ISLAMABAD: in order to offer more incentives for oil refineries as part of the Finance Bill 2021-22, Minister for Energy Hammad Azhar has requested the Minister for Finance and Revenue Shaukat Tarin for a meeting to deliberate on the matter.
According to sources, following to a meeting of Hammad Azhar and Special Assistant to Prime Minister (SAPM) on Energy Tabish Gauhar with chief executive officers (CEOs) and managing directors of all five refineries, the Petroleum Division has called for a meeting.
As per details, the Petroleum Division, in consultation with refineries, has formulated an incentive package for investment in up-gradation and sustainable operation of existing refineries as well as to attract investment in new state of the art deep conversion integrated refineries.
It is pertinent to mention here that a draft incentive package was earlier prepared after extensive deliberation between the stakeholders, with the commitment of refineries for upgradation within five years to produce environmental friendly Euro-V spec products and reduce furnace oil production. After this duration, refineries will be in a position to operate at optimal capacity with technological enhancement, which will result in forex saving.

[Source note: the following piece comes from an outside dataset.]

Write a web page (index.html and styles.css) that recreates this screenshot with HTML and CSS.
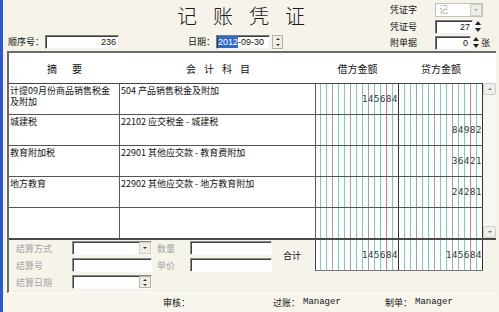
FILE: index.html
```html
<!DOCTYPE html>
<html lang="zh">
<head>
<meta charset="utf-8">
<title>记账凭证</title>
<link rel="stylesheet" href="styles.css">
</head>
<body>
<div class="win">
  <div class="top">
    <div class="top-left">
      <div class="title">记账凭证</div>
      <div class="meta">
        <span class="lbl seq-lbl">顺序号：</span>
        <span class="inp num seq">236</span>
        <span class="lbl date-lbl">日期：</span>
        <span class="inp date"><span class="hl">2012</span>-09-30</span>
        <span class="spin btn"><i class="up"></i><i class="dn"></i></span>
      </div>
    </div>
    <div class="top-right">
      <div class="rrow r1"><span class="lbl rl">凭证字</span><span class="inp combo"><span class="ctext">记</span><span class="drop"><i class="dn"></i></span></span></div>
      <div class="rrow r2"><span class="lbl rl">凭证号</span><span class="inp num w38">27</span><span class="spin bare"><i class="up"></i><i class="dn"></i></span></div>
      <div class="rrow r3"><span class="lbl rl">附单据</span><span class="inp num w36">0</span><span class="spin bare"><i class="up"></i><i class="dn"></i></span><span class="lbl zhang">张</span></div>
    </div>
  </div>

  <div class="frame">
    <div class="thead">
      <div class="h h1">摘要</div>
      <div class="h h2">会计科目</div>
      <div class="h">借方金额</div>
      <div class="h">贷方金额</div>
    </div>
    <div class="tbody">
      <div class="rows">
        <div class="row">
          <div class="c sum">计提09月份商品销售税金及附加</div>
          <div class="c acc">504 产品销售税金及附加</div>
          <div class="amt dr">145684</div>
          <div class="amt cr"></div>
        </div>
        <div class="row">
          <div class="c sum">城建税</div>
          <div class="c acc">22102 应交税金 - 城建税</div>
          <div class="amt dr"></div>
          <div class="amt cr">84982</div>
        </div>
        <div class="row">
          <div class="c sum">教育附加税</div>
          <div class="c acc">22901 其他应交款 - 教育费附加</div>
          <div class="amt dr"></div>
          <div class="amt cr">36421</div>
        </div>
        <div class="row">
          <div class="c sum">地方教育</div>
          <div class="c acc">22902 其他应交款 - 地方教育附加</div>
          <div class="amt dr"></div>
          <div class="amt cr">24281</div>
        </div>
        <div class="row">
          <div class="c sum"></div>
          <div class="c acc"></div>
          <div class="amt dr"></div>
          <div class="amt cr"></div>
        </div>
      </div>
      <div class="vscroll">
        <span class="sbtn"><i class="up"></i></span>
        <span class="strack"></span>
        <span class="sbtn"><i class="dn"></i></span>
      </div>
    </div>
    <div class="bottom">
      <div class="fields">
        <span class="flbl">结算方式</span>
        <span class="fin"><span class="drop"><i class="dn"></i></span></span>
        <span class="flbl f2">数量</span>
        <span class="fin"></span>
        <span class="flbl">结算号</span>
        <span class="fin"></span>
        <span class="flbl f2">单价</span>
        <span class="fin"></span>
        <span class="flbl">结算日期</span>
        <span class="fin"><span class="spin btn small"><i class="up"></i><i class="dn"></i></span></span>
      </div>
      <div class="total-lbl">合计</div>
      <div class="total">
        <div class="amt dr">145684</div>
        <div class="amt cr">145684</div>
      </div>
    </div>
  </div>

  <div class="status">
    <span class="st st1">审核：</span>
    <span class="st st2">过账：<span class="mgr">Manager</span></span>
    <span class="st st3">制单：<span class="mgr">Manager</span></span>
  </div>
</div>
</body>
</html>
```

FILE: styles.css
```css
* { box-sizing: border-box; margin: 0; padding: 0; }
html, body { width: 499px; height: 312px; overflow: hidden; }
body {
  background: #f5f3ea;
  font-family: "Noto Sans CJK SC", "Noto Sans", sans-serif;
  font-size: 9px;
  line-height: 11px;
  color: #111;
}
i { font-style: normal; }

.win {
  height: 312px;
  border-left: 3px solid #2a58d0;
  display: flex;
  flex-direction: column;
}

/* ---------- top ---------- */
.top { height: 51px; display: flex; flex: none; }
.top-left { width: 387px; display: flex; flex-direction: column; }
.title {
  height: 34px;
  padding: 3px 0 0 174px;
  font-size: 20px;
  line-height: 26px;
  letter-spacing: 16px;
  font-weight: 300;
  color: #1a1a1a;
  white-space: nowrap;
}
.meta { display: flex; align-items: center; height: 15px; padding-left: 5px; }
.lbl { white-space: nowrap; }
.seq-lbl { width: 37px; }
.date-lbl { margin-left: 69px; width: 28px; }

.inp {
  height: 14px;
  background: #fff;
  border: 1px solid;
  border-color: #7a7a7a #f0f0f0 #f0f0f0 #7a7a7a;
  box-shadow: inset 1px 1px 0 #3c3c3c;
  font-family: "Liberation Sans", sans-serif;
  font-size: 9px;
  line-height: 12px;
  white-space: nowrap;
  display: flex;
  align-items: center;
}
.num { justify-content: flex-end; padding-right: 2px; }
.seq { width: 74px; }
.date { width: 54px; padding-left: 1px; }
.hl { background: #316ac5; color: #fff; }
.w38 { width: 38px; }
.w36 { width: 36px; }

.top-right { display: flex; flex-direction: column; padding-top: 1px; }
.rrow { display: flex; align-items: center; }
.r1 { height: 17px; }
.r2 { height: 17px; }
.r3 { height: 15px; }
.rl { width: 45px; }
.zhang { margin-left: 1px; }

.combo {
  width: 48px;
  justify-content: space-between;
  padding-left: 3px;
  color: #b0b0b0;
  border-color: #c3c1b6;
  box-shadow: none;
}
.ctext { font-family: "Noto Sans CJK SC", sans-serif; }

/* arrows */
.up, .dn { display: flex; align-items: center; justify-content: center; flex: 1; }
.up::after, .dn::after { content: ""; width: 0; height: 0; border-left: 2px solid transparent; border-right: 2px solid transparent; }
.up::after { border-bottom: 2px solid #333; }
.dn::after { border-top: 2px solid #333; }

.drop {
  width: 12px;
  height: 12px;
  background: #eeede6;
  border: 1px solid #d0cec4;
  display: flex;
}
.combo .drop .dn::after { border-top-color: #aaa; }

.spin { display: flex; flex-direction: column; height: 14px; }
.spin.btn { width: 11px; margin-left: 2px; background: #efeee7; border: 1px solid #b5b3a8; }
.spin.bare { width: 8px; margin-left: 1px; }
.spin.bare .up::after { border-left-width: 3px; border-right-width: 3px; border-bottom: 4px solid #222; }
.spin.bare .dn::after { border-left-width: 3px; border-right-width: 3px; border-top: 4px solid #222; }

/* ---------- table frame ---------- */
.frame {
  flex: none;
  margin-left: 4px;
  width: 489px;
  border-top: 2px solid #6a6a6a;
  border-left: 2px solid #6a6a6a;
  border-bottom: 1px solid #fff;
  display: flex;
  flex-direction: column;
  background: #fff;
}
.thead {
  height: 30px;
  display: grid;
  grid-template-columns: 111px 196px 83px 84px 13px;
  align-items: center;
  font-size: 10px;
}
.h { text-align: center; white-space: nowrap; }
.h1 { letter-spacing: 15px; padding-left: 15px; }
.h2 { letter-spacing: 8px; padding-left: 8px; }

.tbody { display: flex; border-bottom: 2px solid #4a4a4a; }
.rows { width: 474px; border-top: 1px solid #444; }
.row {
  height: 31px;
  display: grid;
  grid-template-columns: 111px 196px 83px 84px;
  border-bottom: 1px solid #555;
}
.row:last-child { height: 30px; border-bottom: 0; }
.c { border-right: 1px solid #5a5a5a; }
.sum { padding: 1px 6px 0 1px; }
.acc { padding: 1px 2px 0 1px; white-space: nowrap; }

.amt {
  font-family: "DejaVu Sans Mono", monospace;
  font-size: 9px;
  letter-spacing: 0.58px;
  display: flex;
  align-items: center;
  justify-content: flex-end;
  color: #333;
  border-right: 1px solid #333;
  background:
    linear-gradient(#e07b7b, #e07b7b) right 11px top 0 / 1px 100% no-repeat,
    linear-gradient(#a2a2a2, #a2a2a2) right 29px top 0 / 1px 100% no-repeat,
    linear-gradient(#a2a2a2, #a2a2a2) right 47px top 0 / 1px 100% no-repeat,
    linear-gradient(#a2a2a2, #a2a2a2) right 65px top 0 / 1px 100% no-repeat,
    linear-gradient(to right, #7ccaca 0 1px, transparent 1px) right 0 top 0 / 6px 100% repeat-x,
    #fff;
}

.vscroll { width: 13px; display: flex; flex-direction: column; background: #f7f6f1; }
.sbtn {
  height: 12px;
  display: flex;
  background: #efeee8;
  border: 1px solid #cfcdc4;
  border-radius: 2px;
}
.sbtn .up::after { border-bottom-color: #777; }
.sbtn .dn::after { border-top-color: #777; }
.strack { flex: 1; }

/* ---------- bottom fields ---------- */
.bottom { display: flex; height: 52px; background: #f5f3ea; }
.fields {
  display: grid;
  grid-template-columns: 56px 80px 38px 82px;
  grid-auto-rows: 14px;
  row-gap: 3px;
  padding: 1px 0 0 7px;
  align-content: start;
}
.flbl { color: #a6a6a6; display: flex; align-items: center; white-space: nowrap; }
.f2 { padding-left: 5px; }
.fin {
  background: #fff;
  border: 1px solid;
  border-color: #8a8a8a #fafafa #fafafa #8a8a8a;
  box-shadow: inset 1px 1px 0 #444;
  display: flex;
  justify-content: flex-end;
  align-items: center;
}
.fin .drop { height: 12px; }
.spin.small { height: 12px; width: 12px; margin-left: 0; }

.total-lbl { width: 43px; padding-left: 11px; display: flex; align-items: center; height: 30px; }
.total { display: flex; height: 31px; border-left: 1px solid #444; border-bottom: 1px solid #777; }
.total .dr { width: 83px; }
.total .cr { width: 84px; }

/* ---------- status ---------- */
.status { flex: 1; display: flex; align-items: center; background: #f7f5ec; }
.st { white-space: nowrap; display: flex; align-items: center; }
.st1 { margin-left: 160px; width: 110px; }
.st2 { width: 112px; }
.mgr { font-family: "Liberation Mono", monospace; font-size: 9px; margin-left: 3px; }
```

The Petroleum Division has formulated a draft policy titled ‘Pakistan Refining Policy’ for the survival and up-gradation of existing refineries as well as to improve end product specifications to Euro-V and attracting new state of the art deep conversion refineries. The said draft policy contains government’s fiscal support and tariff protection formula
Currently, Pakistan’s oil refining capacity is about 20 million tonnes per annum. About 60 per cent of the country’s requirements of diesel and 30pc of petrol are met by local refineries. The rest is imported as refined products.
Four out of five refineries operating in Pakistan are using mostly old technology and even the fifth one, PARCO, is now more than two decades old.